Has anyone at the U. S. Department of Education ever heard of the principle of federalism? Does Arne Duncan think he was appointed the national Superintendent of Schools? Is there no limit to his desire to impose his bad ideas on others? His belief in the value of standardized testing is startling, to say the least. One might even say it is faith-based.

Diane

When Secretary of Education Arne Duncan visited New Haven’s first turnaround school, he asked what was needed to encourage more teachers to leave high-performing schools for low-performing schools. Everyone who responded to his question talked about the importance of preparing teachers better for the challenges of teaching students in urban schools. They spoke of a year or more of preparation. No one mentioned Teach for America. I wonder if he noticed that.

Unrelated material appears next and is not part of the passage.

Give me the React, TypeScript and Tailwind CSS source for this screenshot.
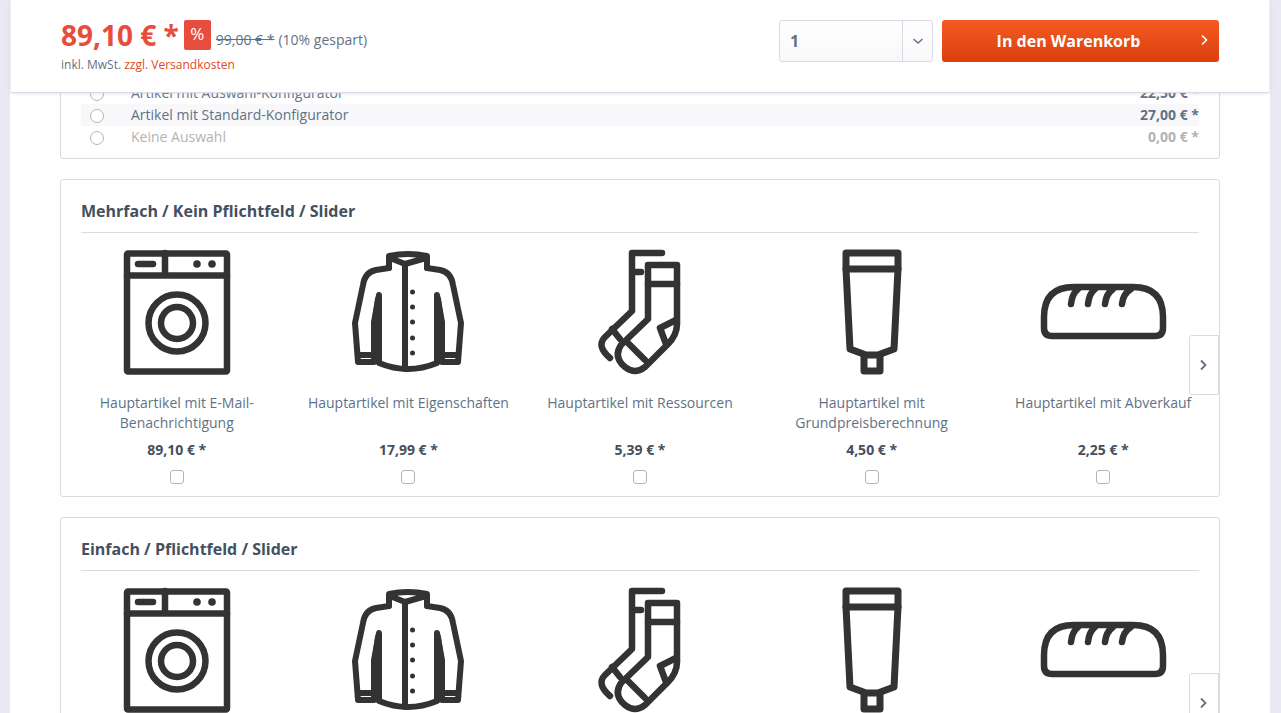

When he asked the only teacher who had transferred from a high-performing school why she had done so, she said it was because of her desire to serve. And the following exchange ensued:

“No one becomes a teacher to get rich,” she added.

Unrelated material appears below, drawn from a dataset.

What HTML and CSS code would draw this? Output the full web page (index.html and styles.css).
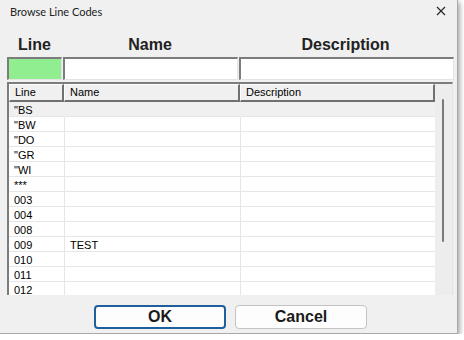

“We’re working on that,” Duncan replied.

Duncan missed the point. She was not lured to the turnaround school to get rich, but he continues to believe that money will be the incentive that brings teachers from top schools to bottom schools. He really doesn’t get it.

What is troubling about the whole article is the underlying assumption that firing half the staff was part of a successful process; that the teachers were the reason that the students had low test scores. Of course, there is no evidence that the school actually has turned around, but that’s irrelevant. The entire day of high-fives reinforced Duncan’s rock-solid belief that firing teachers is a necessary step to turning a school around. He just can’t stop patting himself on the back as he flogs this claim that firing half or all the staff is the essence of reform. In his mind, it is.

He really doesn’t get it.

Diane

Vermont decided not to apply for a waiver from NCLB.

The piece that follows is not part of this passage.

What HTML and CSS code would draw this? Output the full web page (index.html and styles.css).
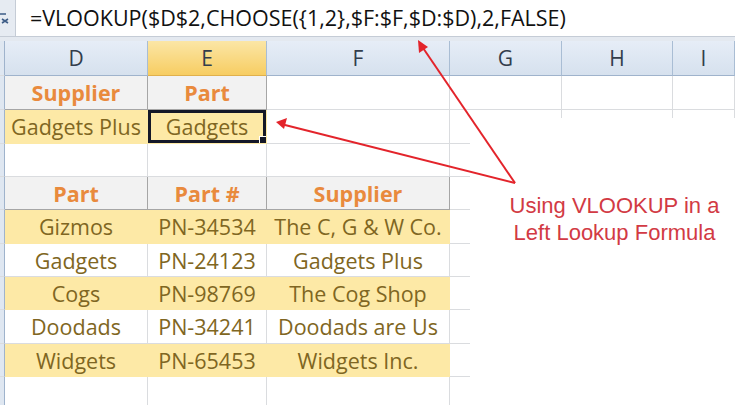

Not because it loves NCLB. No one does.

But because Vermont education officials had their own ideas about how to help their schools.

And they discovered that Arne Duncan’s offer to give them “flexibility” was phony.

He did not want to hear Vermont’s ideas. Contrary to his claims, the waivers do not offer flexibility.

What Arne Duncan wants states to do is to agree to his own demands, not to shape their own destiny.

He wants them to allow more privately managed charters. He wants them to evaluate teachers by student test scores. He wants them to adopt Common Core state standards.  He wants them to agree to threaten and close down schools with low test scores. He has a laundry list of what he wants them to do.

Of course, this is all very puzzling since none of Arne Duncan’s mandates have a solid basis in research or evidence. In that regard, they are not much different from NCLB. You might say they represent NCLB without the timetable.

Even more puzzling is the assumption that Arne Duncan and the U.S. Department of Education know how to reform the schools of the nation. It is not as if anyone would look at Arne Duncan’s Chicago as a model for the nation. That district is once again being “reformed,” this time by Mayor Rahm Emanuel.

And from a strictly Constitutional point of view, the U.S. Department of Education has never been empowered to tell schools and school districts how to reform themselves.

Quite candidly, there is no one at the U.S. Department of Education who is competent to tell entire states how to reform their schools.

So, kudos to Vermont.

A state that said no to federal control, federal mandates, privatization, and other bad ideas.

As often, I add a footnote to the original post: Bruce Baker of Rutgers alerted me to a change in governance in Vermont. The legislature just passed a bill to have the state commissioner of education report to the governor. This opens the way for business community and privatizers to exert more influence. Privatizers like to eliminate input from parents and communities, making it easier for them to get what they want.

Vermonters: Don’t let it happen.

Stay outside the consensus.

Keep Vermont and Vermont parents and communities in charge of your schools.

Diane

A while back, I read a story in the New York Times that really bothered me.

It explained that neighborhood public schools are now compelled to “market” themselves because of competition with charters. In Harlem, charters are omnipresent, and the city administration has closed many public schools to make way for charters. New York City Department of Education officials make clear their preference for charters, leaving no one to fight for or defend the public schools against their competitors. If charters want public school space, they get it, usually over the opposition of the parents and community.

But what was so striking about the story–and you have to read to the end to find this–was the contrast between the resources of the public school and the invading charter. The public school had $500 or less to market itself, with flyers, brochures, volunteers. The charter–in this case, Harlem Success Academy–spent $325,000.

Wow. How can a public school compete when the charter can expend $325,000 to persuade people to participate in the lottery?

This story made me realize that the lottery isn’t really about admission to the school. The lottery is a marketing device. By whipping up interest, curiosity, and enthusiasm, all that money produces large numbers of applicants for the lottery. The lottery is an extravaganza with balloons, the turning of the wheel, the announcement of the winners, the disappointment of the losers. The daughter of a hedge fund manager in Connecticut, who is deeply involved in the charter school “movement,” produced a documentary called “The Lottery,” to promote charters.

Marketing is part of the business plan. Public relations is part of the business plan. Promoting the idea that charters are a cure for the ills of poverty is part of the business plan. Presenting charters as “the civil right idea” of our time is part of the business plan (a cry echoed by both Secretary of Education Arne Duncan and Republican presidential candidate Mitt Romney).

In some cities, the business plan is to replace public education altogether with corporate sponsors.

It’s sad that public schools must waste money and time marketing themselves. They should be devoting themselves completely to their mission, not to competing with the charters.

It’s also sad that the corporate and philanthropic interests that push charters so insistently don’t give a thought to the damage they do to an essential democratic institution.